Gıda konusunda büyük bir bilgi kirliliği olduğuna dikkati çeken Alpas, şunları söyledi: “Bilgi kirliliğinin önüne geçmede gıda okuryazarlığı çok önemli. Tüketiciler gerçek risklerden uzaklaşıyor, konunun uzmanı olmayan ticari kazanç elde etmek için bilinçli olarak yanlış bilgileri yayan kişilerin söylemlerine inanıyorlar. Bilgi kirliliğin yaygınlaşmasında risk iletişiminin yeterince etkin olmaması önemli rol oynuyor. Genel gıda güvenliği yönetim sistemlerimiz var, bunlar bize belirli korumaları sağlıyor.”
SÜTAŞ GIDA GÜVENLİĞİ MÜDÜRÜ ARAN AYDIN VE KONET KALİTE GÜVENCE SORUMLUSU ŞEYMA CEVAHİRSETBİR üyesi SÜTAŞ Gıda Güvenliği Müdürü Aran Aydın da, modern süt işletmelerinde gıda güvenliğini sağlamak için özel olarak tasarlanmış üretim hatlarının, ısı ve filtreleme işlemlerinden geçirilmiş ürünlerin ve sıkı kontrol mekanizmalarının kullanıldığını belirtti. Paketli ve bilinen markaların ürünlerinin güvenle tüketilebileceğini vurgulayan, katkı maddeleriyle ilgili kamuoyundaki endişelere de değinen Aydın, endüstriyel ürünlerin bilinçli üretim süreçlerinden geçtiğini, çiğ sütle evde yapılan yoğurtların ise kontrolsüzlük nedeniyle güvenlik ve besin değeri açısından yetersiz kalabileceğini ifade etti. Kayıt dışı üretimin halen ciddi bir sorun olduğunu dile getiren Aydın, devletin denetimlerini artırarak merdiven altı üretimi azaltma çabalarının önemine dikkati çekti ve bu süreçte tüketici tercihleri kadar caydırıcı yaptırımların da kritik olduğunun altını çizdi. 

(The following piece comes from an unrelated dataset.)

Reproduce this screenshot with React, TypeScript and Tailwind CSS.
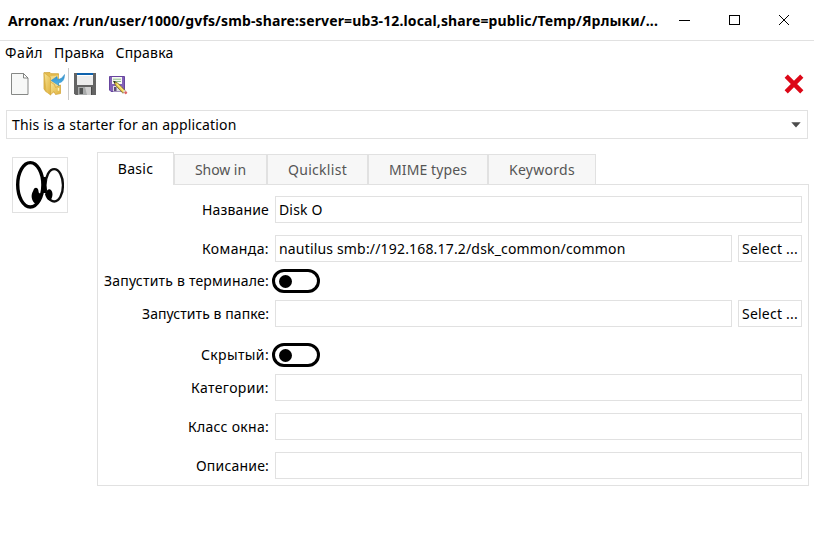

SETBİR üyesi KONET Kalite Güvence Sorumlusu Şeyma Cevahir de, tüketicilerin et ve et ürünlerinde fiyat yerine kaynağa odaklanmaları gerektiğini belirterek, mutlaka onaylı, güvenilir ve bilinen firmalardan alışveriş yapılmasını tavsiye etti. Merdiven altı üretimlerin kontrolsüz ve riskli olduğuna işaret eden Cevahir, paketli ürünlerin ise mevzuata uygun olarak üretildiğini, gerekli analizlerden geçtiğini ve izlenebilirlik sayesinde denetlenebilir olması nedeniyle güvenle tercih edebileceğini söyledi.
Seminer öğrencilerin ve panelistlerin toplu fotoğraf çekimiyle sona erdi.